North Shore Median Price Hot Spots
Spotlight on Mairangi Bay
Situated 15km across the Waitemata Harbour from Auckland CBD on the North Shore, in contrast to Albany, Mairangi Bay, a long established suburb, has had a more subdued rate of population growth between the 2006 and 2013 censuses.
In seven years between census the population increased 1.3% with medium projections for the greater board area to grow a further 1.5% annually up to 2043, slightly above the Auckland Regional forecast of 1.3%. Mairangi Bay boasts an extremely high level of home ownership with 78% of residents living in the area owning their own home.
Over the past year Mairangi Bay has experienced a real spike in median sale prices, with $1,350,000 being the median in September 2015 quarter after passing the $1,000,000 value in the final quarter of 2014. This is equal to a 58% or $500,000 increase in twelve months, and 5.6% ($72,000) increase over three months. Houses are selling in 38 days on average, ten days more rapidly than the same period twelve months prior, after dipping down to only take 30 days to sell at the end of March 15. The number of sales dipped slightly in the last quarter with 37 properties sold in the suburb.
Still More Push than Pull
Tighter credit controls aimed at Auckland residential property investors, the introduction of a brightline test and new regulations aimed at overseas buyers will slow the Auckland housing market in 2016. However the positive drivers of the market, predominantly, low interest rates, population growth and a regional housing shortage will continue to hold sway resulting in continued value appreciation over the year.

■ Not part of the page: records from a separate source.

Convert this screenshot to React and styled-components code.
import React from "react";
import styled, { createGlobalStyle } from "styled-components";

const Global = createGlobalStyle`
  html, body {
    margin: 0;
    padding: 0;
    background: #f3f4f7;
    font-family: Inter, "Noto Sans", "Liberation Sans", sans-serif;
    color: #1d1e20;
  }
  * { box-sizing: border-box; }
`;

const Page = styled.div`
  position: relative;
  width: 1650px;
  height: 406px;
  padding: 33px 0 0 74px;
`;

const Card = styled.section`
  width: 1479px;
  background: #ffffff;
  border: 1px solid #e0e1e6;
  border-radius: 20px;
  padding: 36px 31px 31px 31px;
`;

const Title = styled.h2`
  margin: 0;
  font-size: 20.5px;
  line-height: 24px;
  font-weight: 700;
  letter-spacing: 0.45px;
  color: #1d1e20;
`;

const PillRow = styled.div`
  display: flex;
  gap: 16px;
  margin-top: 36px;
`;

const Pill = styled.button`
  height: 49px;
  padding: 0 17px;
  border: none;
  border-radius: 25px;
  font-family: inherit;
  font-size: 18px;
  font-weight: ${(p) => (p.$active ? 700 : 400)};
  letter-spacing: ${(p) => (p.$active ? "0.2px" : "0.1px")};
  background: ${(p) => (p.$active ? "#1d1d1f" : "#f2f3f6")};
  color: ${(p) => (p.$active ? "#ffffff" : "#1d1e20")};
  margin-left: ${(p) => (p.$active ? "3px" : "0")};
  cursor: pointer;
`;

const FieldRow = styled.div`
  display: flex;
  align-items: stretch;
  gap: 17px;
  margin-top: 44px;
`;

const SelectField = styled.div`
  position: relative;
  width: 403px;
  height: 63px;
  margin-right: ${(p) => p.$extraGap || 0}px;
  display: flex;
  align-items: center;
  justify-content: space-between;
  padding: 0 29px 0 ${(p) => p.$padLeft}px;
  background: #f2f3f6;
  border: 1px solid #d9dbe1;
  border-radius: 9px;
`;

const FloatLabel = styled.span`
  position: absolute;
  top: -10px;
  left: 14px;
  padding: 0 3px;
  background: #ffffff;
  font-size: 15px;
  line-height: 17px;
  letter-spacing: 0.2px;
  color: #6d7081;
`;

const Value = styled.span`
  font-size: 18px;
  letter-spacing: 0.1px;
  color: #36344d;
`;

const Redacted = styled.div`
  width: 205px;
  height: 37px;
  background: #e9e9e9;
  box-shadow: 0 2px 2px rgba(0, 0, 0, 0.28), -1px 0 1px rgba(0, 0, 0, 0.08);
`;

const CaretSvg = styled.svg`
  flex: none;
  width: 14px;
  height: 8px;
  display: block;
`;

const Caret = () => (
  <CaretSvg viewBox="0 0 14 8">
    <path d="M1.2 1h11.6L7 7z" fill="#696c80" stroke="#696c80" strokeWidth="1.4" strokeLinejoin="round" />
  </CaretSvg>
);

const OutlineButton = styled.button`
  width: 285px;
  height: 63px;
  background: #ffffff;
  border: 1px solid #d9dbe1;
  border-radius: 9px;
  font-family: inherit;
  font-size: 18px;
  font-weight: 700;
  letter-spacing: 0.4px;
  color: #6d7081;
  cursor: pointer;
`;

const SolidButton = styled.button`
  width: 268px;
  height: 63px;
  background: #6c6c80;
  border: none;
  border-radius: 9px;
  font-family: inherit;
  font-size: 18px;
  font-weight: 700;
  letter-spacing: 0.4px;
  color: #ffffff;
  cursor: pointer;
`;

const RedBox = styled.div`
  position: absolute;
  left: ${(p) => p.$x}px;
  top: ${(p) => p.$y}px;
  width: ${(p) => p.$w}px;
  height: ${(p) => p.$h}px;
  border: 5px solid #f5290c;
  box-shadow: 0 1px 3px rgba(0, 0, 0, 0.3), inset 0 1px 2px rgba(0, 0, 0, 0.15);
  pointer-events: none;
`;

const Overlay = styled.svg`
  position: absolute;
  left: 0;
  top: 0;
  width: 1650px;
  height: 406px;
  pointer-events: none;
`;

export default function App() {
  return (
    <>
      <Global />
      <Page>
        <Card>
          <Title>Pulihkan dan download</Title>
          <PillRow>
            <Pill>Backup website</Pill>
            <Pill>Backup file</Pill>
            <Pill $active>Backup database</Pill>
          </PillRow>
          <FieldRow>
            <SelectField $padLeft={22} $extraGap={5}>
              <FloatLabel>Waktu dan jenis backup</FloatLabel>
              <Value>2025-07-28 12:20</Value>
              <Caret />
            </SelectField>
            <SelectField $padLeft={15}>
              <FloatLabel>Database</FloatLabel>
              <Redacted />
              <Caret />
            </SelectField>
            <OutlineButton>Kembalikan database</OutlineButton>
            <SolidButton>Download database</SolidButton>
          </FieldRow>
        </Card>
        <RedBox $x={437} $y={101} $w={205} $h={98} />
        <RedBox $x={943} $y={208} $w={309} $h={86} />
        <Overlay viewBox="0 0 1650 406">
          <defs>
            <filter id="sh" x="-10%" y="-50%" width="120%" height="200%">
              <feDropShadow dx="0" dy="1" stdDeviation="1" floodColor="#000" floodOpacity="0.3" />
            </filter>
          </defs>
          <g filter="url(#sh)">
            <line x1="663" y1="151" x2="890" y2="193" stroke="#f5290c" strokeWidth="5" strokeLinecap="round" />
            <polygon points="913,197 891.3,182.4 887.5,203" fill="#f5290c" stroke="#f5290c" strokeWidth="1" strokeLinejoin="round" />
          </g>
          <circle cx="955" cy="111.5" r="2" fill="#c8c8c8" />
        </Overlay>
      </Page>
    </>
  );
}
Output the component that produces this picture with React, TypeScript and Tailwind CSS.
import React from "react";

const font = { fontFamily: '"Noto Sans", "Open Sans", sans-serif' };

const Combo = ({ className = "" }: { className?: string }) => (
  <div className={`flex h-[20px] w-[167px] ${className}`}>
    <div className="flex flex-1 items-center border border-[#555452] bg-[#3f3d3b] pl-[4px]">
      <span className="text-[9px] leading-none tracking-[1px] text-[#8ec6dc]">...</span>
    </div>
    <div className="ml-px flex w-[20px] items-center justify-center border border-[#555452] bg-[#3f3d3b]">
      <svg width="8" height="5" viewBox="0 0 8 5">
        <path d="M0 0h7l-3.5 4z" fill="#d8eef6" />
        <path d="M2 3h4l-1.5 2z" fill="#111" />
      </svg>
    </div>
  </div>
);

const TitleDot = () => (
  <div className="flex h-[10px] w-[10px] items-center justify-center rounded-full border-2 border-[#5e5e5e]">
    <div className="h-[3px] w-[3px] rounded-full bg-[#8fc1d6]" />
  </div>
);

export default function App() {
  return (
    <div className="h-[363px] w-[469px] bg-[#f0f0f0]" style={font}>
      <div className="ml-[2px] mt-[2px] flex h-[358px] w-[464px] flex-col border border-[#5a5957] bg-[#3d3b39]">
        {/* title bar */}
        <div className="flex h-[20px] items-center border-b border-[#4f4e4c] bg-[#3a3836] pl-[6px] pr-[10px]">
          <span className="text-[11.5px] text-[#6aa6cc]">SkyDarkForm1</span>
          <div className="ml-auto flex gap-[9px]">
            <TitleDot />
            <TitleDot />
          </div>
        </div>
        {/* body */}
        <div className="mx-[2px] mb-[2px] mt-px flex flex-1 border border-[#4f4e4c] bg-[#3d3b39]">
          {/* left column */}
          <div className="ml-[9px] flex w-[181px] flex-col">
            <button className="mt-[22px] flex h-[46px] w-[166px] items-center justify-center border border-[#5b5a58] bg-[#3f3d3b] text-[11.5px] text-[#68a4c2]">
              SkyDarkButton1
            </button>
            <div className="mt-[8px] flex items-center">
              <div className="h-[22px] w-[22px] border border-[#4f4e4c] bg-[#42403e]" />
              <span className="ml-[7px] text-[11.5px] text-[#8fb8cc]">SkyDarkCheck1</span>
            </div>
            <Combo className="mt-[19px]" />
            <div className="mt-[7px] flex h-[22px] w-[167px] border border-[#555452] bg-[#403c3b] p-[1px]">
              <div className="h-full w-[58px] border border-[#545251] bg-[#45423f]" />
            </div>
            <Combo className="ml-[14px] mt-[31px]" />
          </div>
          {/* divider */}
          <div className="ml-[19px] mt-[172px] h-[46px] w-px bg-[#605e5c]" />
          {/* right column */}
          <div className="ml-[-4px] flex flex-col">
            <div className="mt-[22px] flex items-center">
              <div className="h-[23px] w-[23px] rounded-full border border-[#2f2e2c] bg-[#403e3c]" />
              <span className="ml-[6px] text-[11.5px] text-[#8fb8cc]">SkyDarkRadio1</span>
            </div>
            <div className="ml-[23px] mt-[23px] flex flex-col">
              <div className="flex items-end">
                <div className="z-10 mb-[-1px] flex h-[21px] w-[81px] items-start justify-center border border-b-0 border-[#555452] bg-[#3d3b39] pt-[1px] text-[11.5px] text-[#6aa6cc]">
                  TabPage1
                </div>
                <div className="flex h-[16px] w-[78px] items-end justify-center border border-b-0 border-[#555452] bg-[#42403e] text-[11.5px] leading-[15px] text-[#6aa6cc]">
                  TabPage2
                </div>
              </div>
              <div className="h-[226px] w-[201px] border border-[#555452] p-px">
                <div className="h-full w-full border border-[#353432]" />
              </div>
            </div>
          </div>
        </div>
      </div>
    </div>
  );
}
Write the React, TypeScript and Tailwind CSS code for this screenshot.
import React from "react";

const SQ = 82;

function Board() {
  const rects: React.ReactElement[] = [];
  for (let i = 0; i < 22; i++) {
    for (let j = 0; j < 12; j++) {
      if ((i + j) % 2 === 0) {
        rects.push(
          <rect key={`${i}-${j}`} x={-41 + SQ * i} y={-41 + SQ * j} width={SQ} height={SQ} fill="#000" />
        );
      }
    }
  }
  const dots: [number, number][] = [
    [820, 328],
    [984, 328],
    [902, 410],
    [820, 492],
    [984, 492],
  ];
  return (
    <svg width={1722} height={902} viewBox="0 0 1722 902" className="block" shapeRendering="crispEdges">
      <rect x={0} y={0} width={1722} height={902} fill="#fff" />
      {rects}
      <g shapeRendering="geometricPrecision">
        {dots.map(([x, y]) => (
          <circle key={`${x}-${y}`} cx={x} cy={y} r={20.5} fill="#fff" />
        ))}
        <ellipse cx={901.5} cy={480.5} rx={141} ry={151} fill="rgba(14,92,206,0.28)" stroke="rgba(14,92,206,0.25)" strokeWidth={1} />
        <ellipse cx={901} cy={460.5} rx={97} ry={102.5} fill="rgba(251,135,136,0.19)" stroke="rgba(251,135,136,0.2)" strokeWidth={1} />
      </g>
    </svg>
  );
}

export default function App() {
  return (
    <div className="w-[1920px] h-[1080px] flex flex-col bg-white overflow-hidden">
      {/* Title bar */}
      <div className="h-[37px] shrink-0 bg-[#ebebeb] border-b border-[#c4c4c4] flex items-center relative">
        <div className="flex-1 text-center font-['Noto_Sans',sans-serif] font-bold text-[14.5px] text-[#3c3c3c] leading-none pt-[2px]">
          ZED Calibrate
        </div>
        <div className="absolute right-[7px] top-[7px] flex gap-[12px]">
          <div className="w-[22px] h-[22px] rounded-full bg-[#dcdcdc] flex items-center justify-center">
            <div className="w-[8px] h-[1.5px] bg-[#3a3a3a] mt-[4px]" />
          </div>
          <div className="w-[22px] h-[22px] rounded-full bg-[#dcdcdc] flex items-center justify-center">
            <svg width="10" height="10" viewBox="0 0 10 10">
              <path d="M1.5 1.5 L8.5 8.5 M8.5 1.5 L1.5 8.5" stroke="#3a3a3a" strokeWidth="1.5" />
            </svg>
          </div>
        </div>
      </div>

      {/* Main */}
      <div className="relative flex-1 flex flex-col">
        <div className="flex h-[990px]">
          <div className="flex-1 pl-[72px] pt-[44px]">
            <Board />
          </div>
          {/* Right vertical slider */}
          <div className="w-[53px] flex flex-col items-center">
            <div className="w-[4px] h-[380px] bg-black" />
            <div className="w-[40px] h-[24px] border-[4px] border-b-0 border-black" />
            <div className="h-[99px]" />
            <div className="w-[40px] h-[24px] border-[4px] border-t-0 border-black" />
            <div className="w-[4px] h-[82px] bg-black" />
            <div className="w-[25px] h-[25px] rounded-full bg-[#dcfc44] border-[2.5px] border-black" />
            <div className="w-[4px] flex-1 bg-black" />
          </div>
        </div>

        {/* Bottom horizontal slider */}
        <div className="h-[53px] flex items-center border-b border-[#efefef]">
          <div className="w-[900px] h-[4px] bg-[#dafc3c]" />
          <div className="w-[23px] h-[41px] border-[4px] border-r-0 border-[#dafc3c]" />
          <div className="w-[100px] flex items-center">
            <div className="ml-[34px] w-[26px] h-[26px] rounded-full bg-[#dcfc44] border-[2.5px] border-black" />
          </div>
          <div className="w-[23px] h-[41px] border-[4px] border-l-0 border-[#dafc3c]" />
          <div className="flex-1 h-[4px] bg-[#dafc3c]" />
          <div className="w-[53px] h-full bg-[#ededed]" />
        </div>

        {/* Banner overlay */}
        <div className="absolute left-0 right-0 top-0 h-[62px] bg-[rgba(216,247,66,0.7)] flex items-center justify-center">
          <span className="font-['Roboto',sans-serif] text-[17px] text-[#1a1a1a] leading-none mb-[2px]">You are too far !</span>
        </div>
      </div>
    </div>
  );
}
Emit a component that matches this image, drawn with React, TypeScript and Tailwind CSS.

Although increased house-building activity means new housing supply is coming on board, the residential building consent levels are still falling short of Housing Accord aspirational levels, therefore construction activity still needs to ramp up substantially to fully alleviate the housing shortage. The New Zealand population has been growing at its fastest rate for over a decade, with the annual growth rate of 1.9% for the year to June 2015 outpacing that of Australia. In Auckland, record net migration rates have seen the population being boosted by 28,395 from migration alone.
Following the lowering of the OCR to 2.75%, the cost of borrowing money is at historically low levels. However the RBNZ has indicated there may be more OCR cuts to follow to return inflation rates within the required 1-2% range.There are headwinds ahead with mortgage lending restrictions in Auckland being tightened, coupled with new tax rules for investors. From October 1, all overseas buyers of property in New Zealand must have a local bank account and Inland Revenue tax number as well as supplying a tax number from their home country. Any capital gains from selling a residential property within two years of purchase will now be taxed, unless the property is the seller’s main home, has been inherited from a deceased estate or transferred as part of a relationship property settlement. Figures from the Reserve Bank of New Zealand (RBNZ) show that in August about a third of mortgages went to property investors. Starting November 1, the limits on bank lending to low deposit borrowers comes into force, where property investors borrowing against an Auckland property will need to have a deposit of at least 30%. Banks will still be limited to not more than 10% of their lending to owner occupiers who have less than a 20% deposit on a house, while elsewhere around the country, that restriction is being eased and banks can have 15% of their lending for low deposit borrowers.